Les IDE nets ont atteint 4% du PIB en moyenne au cours des cinq dernières années et ils se tasseraient cette année (autour de 3% du PIB) en raison d’un environnement régional moins favorable. Les émissions souveraines devraient rester soutenues par la persistance d’un déficit budgétaire (modéré). Les comptes extérieurs sont assez peu exposés aux capitaux volatils puisqu’on estime que la dette gouvernementale en dinar de court terme, détenue par les investisseurs étrangers, est équivalente à environ EUR 2 mds, soit 13% des réserves de change de la banque centrale fin 2021. Nous prévoyons une très faible progression des réserves de change qui devraient atteindre EUR 16,6 mds fin 2022, équivalant à 5,6 mois d’importations de biens et services. Cela devrait aider à maintenir la stabilité du dinar par rapport à l’euro. Le principal risque pesant sur ce scénario est celui d’une nouvelle forte hausse des prix des matières premières, qui creuserait le déficit courant et entraînerait une baisse des réserves de change.

Report de la réduction du déficit budgétaire

Le déficit budgétaire s’est réduit en 2021 grâce au rebond de l’activité et à la forte progression des recettes fiscales (+20% en g.a).
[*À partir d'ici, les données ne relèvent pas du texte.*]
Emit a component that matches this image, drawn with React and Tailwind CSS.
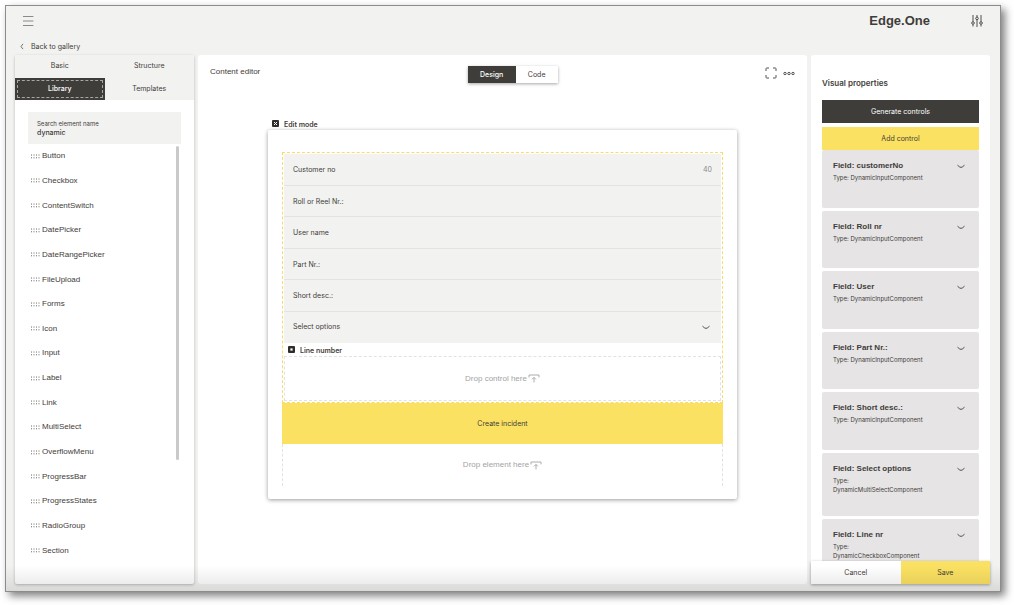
import { useState } from 'react';
import clsx from 'clsx';

const tabs = ['Basic', 'Structure', 'Library', 'Templates'];

const elements = [
    'Button',
    'Checkbox',
    'ContentSwitch',
    'DatePicker',
    'DateRangePicker',
    'FileUpload',
    'Forms',
    'Icon',
    'Input',
    'Label',
    'Link',
    'MultiSelect',
    'OverflowMenu',
    'ProgressBar',
    'ProgressStates',
    'RadioGroup',
    'Section',
];

const formFields = [
    { id: 'customerNo', label: 'Customer no', value: '40' },
    { id: 'rollNr', label: 'Roll or Reel Nr.:', value: '' },
    { id: 'user', label: 'User name', value: '' },
    { id: 'partNr', label: 'Part Nr.:', value: '' },
    { id: 'shortDesc', label: 'Short desc.:', value: '' },
];

const inputControls = ['customerNo', 'Roll nr', 'User', 'Part Nr.:', 'Short desc.:'];

const otherControls = [
    { name: 'Select options', type: 'DynamicMultiSelectComponent' },
    { name: 'Line nr', type: 'DynamicCheckboxComponent' },
];

const MenuIcon = () => (
    <svg width="12" height="12" viewBox="0 0 12 12" stroke="#8b8a87" fill="none">
        <path d="M1 1.5h10.4M1 6h10.4M1 10.5h10.4" />
    </svg>
);

const SlidersIcon = () => (
    <svg width="12" height="12" viewBox="0 0 12 12" stroke="#3f3d3a" strokeWidth="0.9" fill="none">
        <path d="M2 0v6.6M2 9.4V11.5M6 0v2M6 4.8V12M10 0v6.6M10 9.4V11.5" />
        <circle cx="2" cy="8" r="1.3" />
        <circle cx="6" cy="3.4" r="1.3" />
        <circle cx="10" cy="8" r="1.3" />
    </svg>
);

const BackIcon = () => (
    <svg width="4" height="7" viewBox="0 0 4 7" stroke="#3f3d3a" strokeWidth="0.7" fill="none">
        <path d="M3 0.9L1 3.5l2 2.6" />
    </svg>
);

const GripIcon = () => (
    <svg width="9" height="5" viewBox="0 0 9 5" fill="#7a7875">
        {[0, 2.5, 5, 7.5].map((x) => (
            <g key={x}>
                <rect x={x} y="0.5" width="1" height="1.1" />
                <rect x={x} y="3.2" width="1" height="1.1" />
            </g>
        ))}
    </svg>
);

const ChevronIcon = () => (
    <svg width="8" height="5" viewBox="0 0 8 5" stroke="#3f3d3a" strokeWidth="0.9" fill="none">
        <path d="M0.5 1.2L2.6 2.9Q4 3.9 5.4 2.9L7.5 1.2" />
    </svg>
);

const ExpandIcon = () => (
    <svg width="12" height="12" viewBox="0 0 12 12" stroke="#55534f" fill="none">
        <path d="M1 4V1.6q0-.6.6-.6H4M8 1h2.4q.6 0 .6.6V4M11 8v2.4q0 .6-.6.6H8M4 11H1.6q-.6 0-.6-.6V8" />
    </svg>
);

const DotsIcon = () => (
    <svg width="12" height="5" viewBox="0 0 12 5" stroke="#3f3d3a" strokeWidth="0.9" fill="none">
        <circle cx="2" cy="2.5" r="1.2" />
        <circle cx="6" cy="2.5" r="1.2" />
        <circle cx="10" cy="2.5" r="1.2" />
    </svg>
);

const DropIcon = () => (
    <svg width="12" height="9" viewBox="0 0 12 9" stroke="#a3a3a3" strokeWidth="0.9" fill="none">
        <path d="M1 3.4V1h10v2.4M6 8.4V3.6M4.1 5.3L6 3.4l1.9 1.9" />
    </svg>
);

const Check = ({ id, label, mark }) => (
    <div className="flex items-start gap-[5px]">
        <span className="relative flex size-[7px]">
            <input
                id={id}
                type="checkbox"
                defaultChecked
                className="size-[7px] appearance-none rounded-[1px] bg-[#2f2d2b]"
            />
            <svg
                className="pointer-events-none absolute inset-0"
                width="7"
                height="7"
                viewBox="0 0 7 7"
                stroke="#fff"
                fill="#fff"
            >
                {mark === 'cross' ? (
                    <path d="M2 2l3 3M5 2L2 5" strokeWidth="1" />
                ) : (
                    <rect x="2.4" y="2.4" width="2.2" height="2.2" stroke="none" />
                )}
            </svg>
        </span>
        <label htmlFor={id} className="text-[7px] leading-[10px] font-semibold">
            {label}
        </label>
    </div>
);

const ControlCard = ({ name, type, wrap }) => (
    <div className="flex min-h-0 flex-1 items-start justify-between rounded-[2px] bg-[#e6e4e5] pt-[10px] pr-[14px] pl-[11px]">
        <div>
            <h3 className="font-['Liberation_Sans',sans-serif] text-[8px] leading-[12px] font-bold">
                Field: {name}
            </h3>
            <p className="pt-[1px] text-[6px] leading-[9px]">
                Type: {wrap && <br />}
                {type}
            </p>
        </div>
        <button aria-label={`Expand ${name}`} className="pt-[4px]">
            <ChevronIcon />
        </button>
    </div>
);

const Library = () => {
    const [active, setActive] = useState('Library');

    return (
        <aside className="flex w-[179px] shrink-0 flex-col rounded-[2px] bg-white shadow-[0_1px_3px_rgba(0,0,0,0.25)]">
            <div className="grid h-[45px] shrink-0 grid-cols-2 grid-rows-2 bg-[#f2f2f0]">
                {tabs.map((tab) => (
                    <button
                        key={tab}
                        onClick={() => setActive(tab)}
                        className={clsx(
                            'text-[7px] leading-[10px]',
                            active === tab &&
                                'bg-[#3f3d3a] font-medium text-white outline outline-dashed outline-[#a8a6a2] -outline-offset-3'
                        )}
                    >
                        {tab}
                    </button>
                ))}
            </div>

            {/* Search */}
            <div className="mx-[13px] mt-[12px] flex h-[32px] shrink-0 flex-col justify-center bg-[#f2f2f0] px-[9px]">
                <label htmlFor="search" className="text-[6px] leading-[9px]">
                    Search element name
                </label>
                <input
                    id="search"
                    defaultValue="dynamic"
                    className="h-[10px] w-full bg-transparent text-[7px] leading-[10px] font-medium outline-none"
                />
            </div>

            {/* Element list */}
            <div className="mb-[21px] flex min-h-0 flex-1 pr-[15px] pl-[16px]">
                <ul className="flex flex-1 flex-col font-['Liberation_Sans',sans-serif]">
                    {elements.map((name) => (
                        <li key={name} className="flex flex-1 items-center gap-[2px] text-[8px] leading-[12px]">
                            <GripIcon />
                            {name}
                        </li>
                    ))}
                </ul>
                <div className="mt-[2px] h-3/4 w-[3px] rounded-full bg-[#c9c9c9]" />
            </div>
        </aside>
    );
};

const Editor = () => (
    <main className="min-w-0 flex-1 rounded-[3px] bg-white">
        <div className="flex items-start justify-between pt-[11px] pr-[12px] pl-[12px]">
            <h2 className="font-['Liberation_Sans',sans-serif] text-[8px] leading-[12px]">Content editor</h2>
            <div className="flex shadow-[0_1px_3px_rgba(0,0,0,0.35)]">
                <button className="h-[17px] w-[48px] bg-[#3f3d3a] text-[7px] leading-[10px] font-medium text-white">
                    Design
                </button>
                <button className="h-[17px] w-[42px] bg-white text-[7px] leading-[10px]">Code</button>
            </div>
            <div className="flex items-center gap-[6px] pt-[1px]">
                <button aria-label="Full screen">
                    <ExpandIcon />
                </button>
                <button aria-label="More">
                    <DotsIcon />
                </button>
            </div>
        </div>

        <div className="px-[70px] pt-[37px]">
            <div className="pl-[4px]">
                <Check id="editMode" label="Edit mode" mark="cross" />
            </div>

            <form className="rounded-[2px] bg-white px-[14px] pt-[22px] pb-[13px] shadow-[0_1px_4px_rgba(0,0,0,0.4)]">
                <div className="border border-dashed border-[#fbdc6a] p-[1px]">
                    <div className="grid h-[189px] grid-rows-6 bg-[#f2f2f0]">
                        {formFields.map((field) => (
                            <div
                                key={field.id}
                                className="flex items-center justify-between border-b border-[#e3e3e3] px-[9px] pt-[2px]"
                            >
                                <label htmlFor={field.id} className="text-[7px] leading-[10px]">
                                    {field.label}
                                </label>
                                <input
                                    id={field.id}
                                    defaultValue={field.value}
                                    className="w-1/2 bg-transparent text-right text-[7px] leading-[10px] text-[#8b8a87] outline-none"
                                />
                            </div>
                        ))}
                        <div className="flex items-center pr-[11px] pl-[9px]">
                            <select
                                aria-label="Select options"
                                className="flex-1 appearance-none bg-transparent text-[7px] leading-[10px] outline-none"
                            >
                                <option>Select options</option>
                            </select>
                            <ChevronIcon />
                        </div>
                    </div>

                    <div className="pt-[3px] pl-[4px]">
                        <Check id="lineNumber" label="Line number" mark="dot" />
                    </div>
                    <div className="flex h-[45px] items-center justify-center gap-[1px] border border-dashed border-[#e2e2e2] font-['Liberation_Sans',sans-serif] text-[8px] leading-[12px] text-[#a3a3a3]">
                        Drop control here
                        <DropIcon />
                    </div>
                </div>
                <button type="button" className="h-[41px] w-full bg-[#fbe162] text-[7px] leading-[10px]">
                    Create incident
                </button>
                <div className="flex h-[42px] items-center justify-center gap-[1px] border-x border-dashed border-[#e2e2e2] font-['Liberation_Sans',sans-serif] text-[8px] leading-[12px] text-[#a3a3a3]">
                    Drop element here
                    <DropIcon />
                </div>
            </form>
        </div>
    </main>
);

const Properties = () => (
    <aside className="flex w-[179px] shrink-0 flex-col rounded-[3px] bg-white">
        <div className="flex min-h-0 flex-1 flex-col overflow-hidden px-[11px] pt-[22px]">
            <h2 className="text-[8px] leading-[12px] font-semibold">Visual properties</h2>
            <button className="mt-[11px] h-[23px] shrink-0 bg-[#3f3d3a] text-[7px] leading-[10px] text-white">
                Generate controls
            </button>
            <button className="mt-[4px] h-[23px] shrink-0 bg-[#fbe162] text-[7px] leading-[10px]">
                Add control
            </button>
            <div className="flex h-[300px] shrink-0 flex-col gap-[3px]">
                {inputControls.map((name) => (
                    <ControlCard key={name} name={name} type="DynamicInputComponent" />
                ))}
            </div>
            {otherControls.map((control) => (
                <div key={control.name} className="mt-[3px] flex h-[63px] shrink-0 flex-col">
                    <ControlCard name={control.name} type={control.type} wrap />
                </div>
            ))}
        </div>
        <div className="grid grid-cols-2 shadow-[0_1px_3px_rgba(0,0,0,0.35)]">
            <button className="h-[23px] bg-white text-[7px] leading-[10px]">Cancel</button>
            <button className="h-[23px] bg-[#fbe162] text-[7px] leading-[10px]">Save</button>
        </div>
    </aside>
);

const App = () => (
    <div className="h-screen bg-white pt-[5px] pr-[13px] pb-[13px] pl-[5px] font-['Inter',sans-serif] text-[#3f3d3a]">
        <div className="relative flex h-full flex-col border border-[#8c8c8c] bg-[#f2f2f0] shadow-[4px_4px_8px_rgba(0,0,0,0.5)]">
            <header className="flex h-[30px] shrink-0 items-center pr-[17px] pl-[16px]">
                <button aria-label="Menu">
                    <MenuIcon />
                </button>
                <span className="ml-auto font-['Liberation_Sans',sans-serif] text-[13px] leading-[16px] font-bold">
                    Edge.One
                </span>
                <button aria-label="Settings" className="ml-[41px]">
                    <SlidersIcon />
                </button>
            </header>
            <div className="flex h-[19px] shrink-0 items-center pt-[2px] pl-[14px]">
                <a href="#" className="flex items-center gap-[7px] text-[7px] leading-[10px]">
                    <BackIcon />
                    Back to gallery
                </a>
            </div>
            <div className="flex min-h-0 flex-1 gap-[4px] pr-[10px] pb-[7px] pl-[9px]">
                <Library />
                <Editor />
                <Properties />
            </div>
            {/* Fade at the bottom edge */}
            <div className="pointer-events-none absolute inset-x-0 bottom-0 h-[26px] bg-linear-to-b from-transparent to-black/10" />
        </div>
    </div>
);

export default App;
Celles-ci ont notamment été portées par la hausse des recettes de TVA (+20% en g.a.) qui représentent un quart des revenus du gouvernement. Le déficit budgétaire est toutefois resté assez élevé, à 4,3% du PIB en 2021, en raison du maintien des dépenses exceptionnelles liées à la pandémie L’important ralentissement de la croissance économique devrait empêcher la réduction du déficit en 2022 (attendu à 4,6% du PIB).

La dette du gouvernement était estimée à 57% en 2021 et devrait décliner très légèrement en 2022 et 2023. La charge de la dette reste modérée (le paiement des intérêts a représenté 4% des revenus budgétaires en 2021). Cependant la composition de la dette est une source de vulnérabilité puisque 71% est libellé en devises étrangères, dont 14% dans une devise autre que l’euro. La consolidation des comptes publics est donc étroitement liée à la capacité de la banque centrale à limiter la volatilité du taux de change.